In reference to bulge bracket banks, David discussed his thoughts of why some have decided to shift their focus from CMBS to portfolio lending. David’s poignant answers fortified the understanding to the challenges faced by the CMBS market as a whole and reactive behavior of the participants. He explained that “the big difficulty with CMBS is hedging. When the market dislocated in 2008, all the hedging strategies we had used on Wall Street, failed. And there is no good inexpensive hedge against a long position in CMBS because nobody wants to take the opposite side of the trade. What that’s done is caused a lot of different attitudes in the market. Some banks have said, that we don’t like the volatility of the profit margins that we have had in the CMBS lending, now that we can’t hedge well. So we are inclined towards portfolio lending. Those instruments don’t need to be marked to market on a daily basis. While other players in the industry are comfortable with the volatility and are satisfied with the returns.”
With the multitude of issues being faced by the CMBS industry, David shared that CMBS lending is currently considered the last resort. He elaborated that there are technical difficulties in hedging, and there are technical difficulties in the fact that so much of CMBS has been paid down that it is no longer as large a component as it used to be in the Barclays fixed income index and many of the buyers try to track that index. So it’s a vicious cycle downward. So if it is not a big part of the index, investors will not be drawn to it and there is less demand for the product.
Although with an improving market due to more conservative underwriting, David explained that the CMBS market has actually rallied and spreads have come in quite significantly over the last 6 months. This has led to more competitive pricing on the part of conduit lenders which is ultimately a good thing for the market. David believes that risk retention requires deregulation because the CMBS market needs to recover. Risk retention inserts barriers to entry, capping lending, and creating negative forces due to required 10 year hold. The CMBS bond holders cannot hedge it, sell it, and cannot shift risk in any shape or form. Even portfolio lenders, who make portfolio loans can sell those loans. In many ways, regulators have made risk retention bonds even more illiquid than the whole loans that CMBS was meant to liquefy original.
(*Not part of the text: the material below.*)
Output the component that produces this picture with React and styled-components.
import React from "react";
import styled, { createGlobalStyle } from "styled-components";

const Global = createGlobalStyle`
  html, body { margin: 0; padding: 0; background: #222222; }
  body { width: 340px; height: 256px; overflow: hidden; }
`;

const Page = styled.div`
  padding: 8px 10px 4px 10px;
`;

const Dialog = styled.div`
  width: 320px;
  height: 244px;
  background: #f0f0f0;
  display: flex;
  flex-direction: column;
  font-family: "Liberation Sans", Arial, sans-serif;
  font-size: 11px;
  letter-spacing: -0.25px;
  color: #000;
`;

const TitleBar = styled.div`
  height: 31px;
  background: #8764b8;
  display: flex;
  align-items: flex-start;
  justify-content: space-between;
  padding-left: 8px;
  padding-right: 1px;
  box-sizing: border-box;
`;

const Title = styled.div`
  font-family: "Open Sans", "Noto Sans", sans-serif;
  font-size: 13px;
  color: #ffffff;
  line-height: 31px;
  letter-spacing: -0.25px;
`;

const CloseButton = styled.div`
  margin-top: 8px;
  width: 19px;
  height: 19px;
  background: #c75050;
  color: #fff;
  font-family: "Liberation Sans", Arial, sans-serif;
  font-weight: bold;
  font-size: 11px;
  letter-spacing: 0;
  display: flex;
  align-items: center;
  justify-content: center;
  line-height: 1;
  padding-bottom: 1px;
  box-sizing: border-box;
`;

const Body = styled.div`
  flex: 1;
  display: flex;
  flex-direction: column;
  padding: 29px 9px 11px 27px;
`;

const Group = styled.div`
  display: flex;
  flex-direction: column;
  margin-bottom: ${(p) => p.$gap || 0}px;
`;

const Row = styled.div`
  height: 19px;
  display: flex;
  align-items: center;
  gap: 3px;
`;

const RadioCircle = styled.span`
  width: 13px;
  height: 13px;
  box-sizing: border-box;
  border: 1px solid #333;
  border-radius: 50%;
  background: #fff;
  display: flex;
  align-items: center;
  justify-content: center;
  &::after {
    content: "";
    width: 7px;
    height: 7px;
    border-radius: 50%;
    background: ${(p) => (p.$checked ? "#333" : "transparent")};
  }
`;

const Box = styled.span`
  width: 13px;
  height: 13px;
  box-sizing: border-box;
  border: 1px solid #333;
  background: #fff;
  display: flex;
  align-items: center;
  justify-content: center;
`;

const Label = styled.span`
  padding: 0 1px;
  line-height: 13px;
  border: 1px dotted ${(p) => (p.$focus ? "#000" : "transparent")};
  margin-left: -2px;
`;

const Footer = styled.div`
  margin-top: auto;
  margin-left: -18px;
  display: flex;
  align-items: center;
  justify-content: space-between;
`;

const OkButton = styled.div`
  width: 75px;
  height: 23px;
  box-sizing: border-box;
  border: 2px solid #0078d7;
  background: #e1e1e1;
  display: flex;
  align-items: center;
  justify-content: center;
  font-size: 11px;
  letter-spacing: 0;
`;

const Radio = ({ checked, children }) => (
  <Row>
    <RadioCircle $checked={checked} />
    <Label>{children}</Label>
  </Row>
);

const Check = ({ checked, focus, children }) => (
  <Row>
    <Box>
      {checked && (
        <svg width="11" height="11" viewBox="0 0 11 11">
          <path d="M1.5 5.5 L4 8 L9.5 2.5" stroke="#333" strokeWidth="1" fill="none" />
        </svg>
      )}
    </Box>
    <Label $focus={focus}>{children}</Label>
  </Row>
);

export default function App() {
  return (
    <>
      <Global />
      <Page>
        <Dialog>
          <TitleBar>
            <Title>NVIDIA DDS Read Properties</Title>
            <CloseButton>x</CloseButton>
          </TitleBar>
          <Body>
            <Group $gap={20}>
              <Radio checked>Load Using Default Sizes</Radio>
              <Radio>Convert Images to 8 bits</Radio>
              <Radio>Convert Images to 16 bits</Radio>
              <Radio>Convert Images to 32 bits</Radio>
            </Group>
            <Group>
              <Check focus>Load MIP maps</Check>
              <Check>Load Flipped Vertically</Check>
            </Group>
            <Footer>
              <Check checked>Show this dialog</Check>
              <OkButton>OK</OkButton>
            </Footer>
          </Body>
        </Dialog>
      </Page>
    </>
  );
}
Furthermore, David discussed the volatility of spreads in the CMBS market. From his standpoint, CMBS is very susceptible to general capital flows across the economy. The inability to hedge has led to more volatility because you cannot dampen the volatility at all by using a short. So capital flows are one big issue. David also said that people still haven’t learned to trust the asset class after the high level of delinquencies of loans made from 1998 to 2007. He mentioned “I’ve seen the loans up close and they are lower leverage than they used to be. There is no proforma underwriting. The property quality is about the same, may be a little bit worse. But they are better loans than they used to be and the market hasn’t gotten used to that. The other thing that is causing problem is that you could lever up these bonds quite significantly and hedge funds used to play in this market till 2007. But the fast money buyers are now out of the market. That means that the triple A buyers are life companies, with buy and hold strategy and pension funds.”
The industry has been concerned about the wall of maturities for 2017. We queried Mr. Rogers on his thoughts on the quality of maturities for 2017. His opinion was that the big wall of maturities is probably going to go out with a whimper and not a bang. There are some loans that are going to need to be restructured because they dint have enough amortization in them and the underwriting was pretty aggressive when they were first made. But more than 70% of those loans will be paid off at par on their maturity date but the tricky part will be 2018. In 2008, no loans were made in the CMBS market and so you wonder what the absence of maturities will do for volume. The CMBS market will have to take away loans from the banks and insurance companies in 2018 to fulfill its volume targets.
As a self-described “townie”, David has an affinity to Cornell because his father taught at the college of human ecology at Cornell in the 1960s. He always wanted to come back and got the opportunity when he applied to business school here. He is amazed at the changes that have happened in the last 20+ years. He mentioned that “It has been a tremendous achievement on the part of Cornell to see the growth of the business school and the Baker Program. When you look at the students they are attracting from all over the world, its impressive and as an alum, gratifying. By being here at Cornell, you get a stamp of approval that is hard to find anywhere else. That enabled me to compete for jobs at a life company – Prudential and then later on Wall Street in a way that a lot of other schools could not have done for me. It particularly helped me on how to think as a financier. The finance classes were amazing. I also took a law school class. The interdisciplinary environment was apparent here even when I was in business school. I was able to take a mixed use development class. There are very few business schools that could have offered me that kind of cross pollination of knowledge. So I think at Cornell its used to a T with the Baker Program. The students of the Baker Program take courses all over, at the architecture school, the law school, the business school and the hotel school. That is an unusual event in higher education and one that really suits the program beautifully. Cornell imparted the kind of finance and accounting skills I needed in my first few jobs out of school and after that its really what have you done for employers or for yourself lately. There are still economic concepts that I use on almost on a daily basis that were taught to me.”